In Responsibility for Denmark, the coalition agreement between the Social Democrats, the Liberals and the Moderate Party, the new government said it would set aside 5 billion kroner for tax reforms.

Of this, 4 billion kroner was earmarked for increasing the employment allowance, with a further 0.3 billion going towards increasing an additional employment allowance for single parents.

According to the public broadcaster DR, the expectation was that this would increase the standard employment  allowance to 12.75 percent up to a maximum rebate of 53,600 kroner. 

How might this be further increased, according to Børsen? 

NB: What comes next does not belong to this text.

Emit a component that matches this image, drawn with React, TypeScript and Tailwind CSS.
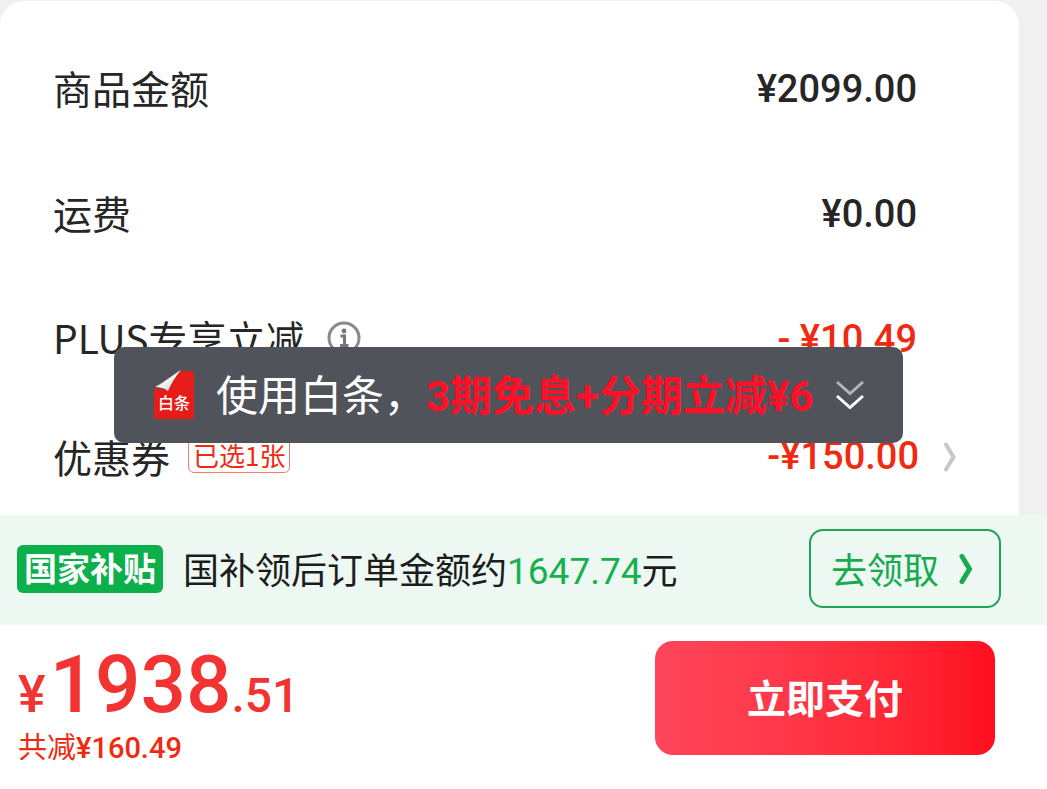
import type { ReactNode } from 'react';

interface PriceRowProps {
  label: ReactNode;
  value: string;
  discount?: boolean;
}

const PriceRow = ({ label, value, discount = false }: PriceRowProps) => (
  <div className="flex items-center justify-between py-10 pr-[102px] pl-[53px]">
    <dt className="flex items-center pb-1 text-[39px] leading-[41px]">{label}</dt>
    <dd
      className={`font-[Roboto,'Noto_Sans_CJK_SC',sans-serif] text-[38px] leading-[45px] font-medium whitespace-pre ${
        discount ? 'text-[#f02a12]' : ''
      }`}
    >
      {value}
    </dd>
  </div>
);

const InfoIcon = () => (
  <svg className="size-[34px]" viewBox="0 0 34 34" fill="none" aria-hidden="true">
    <circle cx="17" cy="17" r="15" stroke="#8a8a8a" strokeWidth="3" />
    <circle cx="17" cy="10" r="2.4" fill="#777" />
    <path d="M13.5 15H17.5V24M13 24.5H21.5" stroke="#777" strokeWidth="3" />
  </svg>
);

const ChevronIcon = ({ className }: { className: string }) => (
  <svg
    className={className}
    viewBox="0 0 14 30"
    fill="none"
    stroke="currentColor"
    strokeLinecap="round"
    aria-hidden="true"
  >
    <path d="M3 2.5L10.5 15L3 27.5" />
  </svg>
);

const BaitiaoIcon = () => (
  <svg className="h-[50px] w-[42px]" viewBox="0 0 42 50" aria-hidden="true">
    <defs>
      <linearGradient id="fold" x1="0" y1="0" x2="1" y2="1">
        <stop offset="0.25" stopColor="#a9b2ba" />
        <stop offset="0.5" stopColor="#f4f4f4" />
        <stop offset="0.8" stopColor="#d5d5d5" />
      </linearGradient>
    </defs>
    <path
      d="M1 18L14 20L27 1H39Q41 1 41 3V47Q41 49 39 49H3Q1 49 1 47Z"
      fill="#e51c18"
    />
    <path d="M2 17C10 13 18 6 28 0C22 7 18 14 15 21C11 18 7 17 2 17Z" fill="url(#fold)" />
    <text
      x="21"
      y="39"
      textAnchor="middle"
      fill="#fff"
      fontSize="16"
      fontWeight="500"
      fontFamily="'Noto Sans CJK SC', sans-serif"
    >
      白条
    </text>
  </svg>
);

const DoubleChevronIcon = () => (
  <svg
    className="h-[30px] w-7"
    viewBox="0 0 28 30"
    fill="none"
    strokeWidth="3"
    aria-hidden="true"
  >
    <path d="M1 2L14 13.5L27 2" stroke="#b4b5b8" />
    <path d="M1 16L14 27.5L27 16" stroke="#fff" />
  </svg>
);

const BaitiaoToast = () => (
  <button
    type="button"
    className="absolute bottom-18 left-[114px] flex h-24 items-center rounded-[10px] bg-[#50535a] px-[39px] text-[42px] leading-[60px] whitespace-nowrap text-white"
  >
    <BaitiaoIcon />
    <span className="ml-[21px]">
      使用白条，
      <span className="font-[Roboto,'Noto_Sans_CJK_SC',sans-serif] font-bold text-[#ff1028]">
        3期免息+分期立减¥6
      </span>
    </span>
    <span className="ml-[22px]">
      <DoubleChevronIcon />
    </span>
  </button>
);

const PriceDetails = () => (
  <section className="relative bg-[#f0f0f1] pt-px pr-7">
    <dl className="rounded-t-[24px] bg-white pt-[26px]">
      <PriceRow label="商品金额" value="¥2099.00" />
      <PriceRow label="运费" value="¥0.00" />
      <PriceRow
        label={
          <>
            PLUS专享立减
            <button type="button" aria-label="立减说明" className="ml-[22px]">
              <InfoIcon />
            </button>
          </>
        }
        value="- ¥10.49"
        discount
      />
      <div className="flex items-center justify-between pt-8 pr-[62px] pb-9 pl-[53px]">
        <dt className="flex items-center text-[39px] leading-[45px]">
          优惠券
          <span className="mb-1 ml-[18px] rounded-md border border-[#f27a6c] px-1 text-[26px] leading-[34px] text-[#f02a12]">
            已选1张
          </span>
        </dt>
        <dd className="flex items-center gap-6 font-[Roboto,'Noto_Sans_CJK_SC',sans-serif] text-[38px] leading-[45px] font-medium text-[#f02a12]">
          -¥150.00
          <ChevronIcon className="h-[30px] w-[14px] stroke-[4] text-[#c8c8c8]" />
        </dd>
      </div>
    </dl>
    <BaitiaoToast />
  </section>
);

const SubsidyBar = () => (
  <section className="flex items-center bg-[#edf8f3] pt-[14px] pr-[46px] pb-[17px] pl-[17px] text-[36px] text-[#1c1c1c]">
    <span className="rounded-md bg-[#0bb04a] px-[7px] pb-1 text-[33px] leading-[44px] font-bold text-white">
      国家补贴
    </span>
    <p className="ml-5 pt-1 whitespace-nowrap">
      国补领后订单金额约
      <span className="font-[Roboto,sans-serif] text-[37px] text-[#16b04f]">1647.74</span>元
    </p>
    <button
      type="button"
      className="ml-auto flex items-center gap-5 rounded-[14px] border-2 border-[#1fa556] py-[10px] pr-[26px] pl-5 leading-[55px] whitespace-nowrap text-[#16ab4e]"
    >
      去领取
      <ChevronIcon className="h-[30px] w-[14px] stroke-[5]" />
    </button>
  </section>
);

const PayBar = () => (
  <footer className="flex flex-1 items-start justify-between bg-white pt-4 pr-[52px] pb-[34px] pl-[18px]">
    <div>
      <p className="flex items-baseline font-[Roboto,sans-serif] leading-[88px] font-medium text-[#f33232]">
        <span className="mr-1 text-[52px] leading-none">¥</span>
        <span className="text-[80px]">1938</span>
        <span className="text-[48px] leading-none">.51</span>
      </p>
      <p className="text-[29px] leading-[32px] text-[#f02a12]">
        共减
        <span className="font-[Roboto,sans-serif] font-medium">¥160.49</span>
      </p>
    </div>
    <button
      type="button"
      className="rounded-[18px] bg-linear-to-r from-[#ff465b] to-[#ff0d20] px-[92px] pb-1 text-[39px] leading-[110px] font-bold text-white"
    >
      立即支付
    </button>
  </footer>
);

const App = () => (
  <main
    lang="zh-CN"
    className="flex min-h-screen flex-col font-['Noto_Sans_CJK_SC',sans-serif] text-[#262626]"
  >
    <PriceDetails />
    <SubsidyBar />
    <PayBar />
  </main>
);

export default App;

According to a report in the Børsen newspaper, the government now plans to set aside a further 1.75 billion kroner for tax reforms, of which nearly half — about 800 million kroner — will go towards a further increase to the employment allowance. 

The Danish Chamber of Commerce earlier this month released an analysis in which it argued that by raising removing all limits on the rebate for single parents and raising the maximum rebate for everone else by 20,300 kroner, the government could increase the labour supply by 4,850 people, more than double the 1,500 envisaged in the government agreement. 

According to the Børsen, the government estimates that its new extended allowance will increase the labour supply by 5,150 people.